The book develops a political sociology centered on struggles over institutional arrangements. At times, societal struggles take place within accepted institutional arrangements, and at times, the struggles are over the rules themselves. Entrenchment, "the making of changes that then become hard to undo and that increase the resistance to stress at the foundations of society," is neither bad nor good. There have been moments of entrenchment of progressive principles—not only in moments of reform like the New Deal, but also at junctures when antidemocratic power was held at check, such as when British inheritance laws were abolished at the founding for the republic.

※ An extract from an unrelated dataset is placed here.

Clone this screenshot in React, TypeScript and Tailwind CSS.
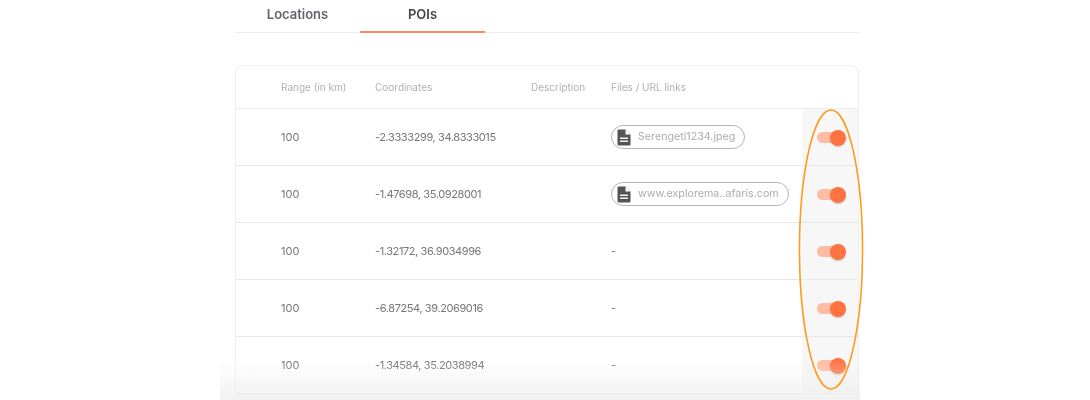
const rows = [
  { range: "100", coords: "-2.3333299, 34.8333015", file: "Serengeti1234.jpeg" },
  { range: "100", coords: "-1.47698, 35.0928001", file: "www.explorema..afaris.com" },
  { range: "100", coords: "-1.32172, 36.9034996", file: "" },
  { range: "100", coords: "-6.87254, 39.2069016", file: "" },
  { range: "100", coords: "-1.34584, 35.2038994", file: "" },
];

function FileIcon() {
  return (
    <svg width="14" height="17" viewBox="0 0 14 17" className="shrink-0">
      <path d="M1.5 0.5H8.5L13.5 5.5V15.5A1 1 0 0 1 12.5 16.5H1.5A1 1 0 0 1 0.5 15.5V1.5A1 1 0 0 1 1.5 0.5Z" fill="#555555" />
      <path d="M8.5 0.5V5.5H13.5Z" fill="#ffffff" />
      <rect x="3" y="8.5" width="8" height="1.4" fill="#ffffff" />
      <rect x="3" y="11.5" width="8" height="1.4" fill="#ffffff" />
    </svg>
  );
}

function Toggle() {
  return (
    <div className="relative w-[29px] h-[18px] flex items-center">
      <div className="w-[24px] h-[11px] rounded-full bg-[#ffbca5]" />
      <div className="absolute right-0 top-[1px] w-[16px] h-[16px] rounded-full bg-[#ff7340] shadow-[0_1px_2px_rgba(0,0,0,0.2)]" />
    </div>
  );
}

export default function App() {
  return (
    <div
      className="relative w-[1090px] h-[400px] overflow-hidden bg-white"
      style={{ fontFamily: '"Inter", "Open Sans", sans-serif' }}
    >
      <div className="ml-[235px] w-[624px] blur-[0.5px]">
        <div className="flex h-[33px] border-b border-[#ececec]">
          <div className="w-[125px] h-[33px] pt-[5px] text-center text-[13px] leading-[18px] font-semibold text-[#62656b]">
            Locations
          </div>
          <div className="w-[125px] h-[33px] pt-[5px] text-center text-[13px] leading-[18px] font-semibold text-[#444444] border-b-2 border-[#ff8a5f]">
            POIs
          </div>
        </div>

        <div className="mt-[32px] rounded-t-lg border border-b-0 border-[#efefef] overflow-hidden">
          <div className="grid grid-cols-[45px_94px_156px_80px_191px_57px] h-[43px] items-center text-[10px] text-[#b0b0b0] border-b border-[#ececec]">
            <div />
            <div>Range (in km)</div>
            <div>Coordinates</div>
            <div>Description</div>
            <div>Files / URL links</div>
            <div />
          </div>
          {rows.map((r) => (
            <div
              key={r.coords}
              className="grid grid-cols-[45px_94px_156px_80px_191px_57px] h-[57px] items-center text-[11px] text-[#767676] border-b border-[#e8e8e8]"
            >
              <div />
              <div className="pt-px">{r.range}</div>
              <div className="pt-px tracking-[-0.4px]">{r.coords}</div>
              <div />
              <div className="pt-px">
                {r.file ? (
                  <div className="inline-flex items-center gap-[7px] h-[24px] pl-[5px] pr-[9px] rounded-full border border-[#b5b5b5] text-[10.7px] text-[#adadad]">
                    <FileIcon />
                    <span>{r.file}</span>
                  </div>
                ) : (
                  "-"
                )}
              </div>
              <div className="h-full bg-[#f7f7f7] flex items-center pl-[15px] pt-px">
                <Toggle />
              </div>
            </div>
          ))}
          <div className="h-[8px] bg-[#fafafa]" />
        </div>
      </div>

      <div className="absolute left-[220px] w-[640px] bottom-0 h-[40px] bg-gradient-to-b from-white/0 to-[#eeeeee]/80 pointer-events-none" />

      <svg className="absolute left-[795px] top-[105px] pointer-events-none" width="74" height="290" viewBox="0 0 74 290">
        <ellipse cx="36" cy="144.5" rx="31.5" ry="139.5" fill="none" stroke="#ff9a1f" strokeWidth="1.6" />
      </svg>
    </div>
  );
}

Theoretically, the book is anchored in neo-institutionalism and relies on familiar concepts like path-dependence, critical junctures, embeddedness, and institutional deepening to develop a framework of political entrenchment. There are three general mechanisms of entrenchment (strategic entrenchment, lock in, and cultural entrenchment) that play out differently whether the context is one of institutionalized and legitimate authority, or one of sheer force and material advantage. Cultural entrenchment of a new institutional arrangement relies on institutions in the first case, but direct social ties in the second.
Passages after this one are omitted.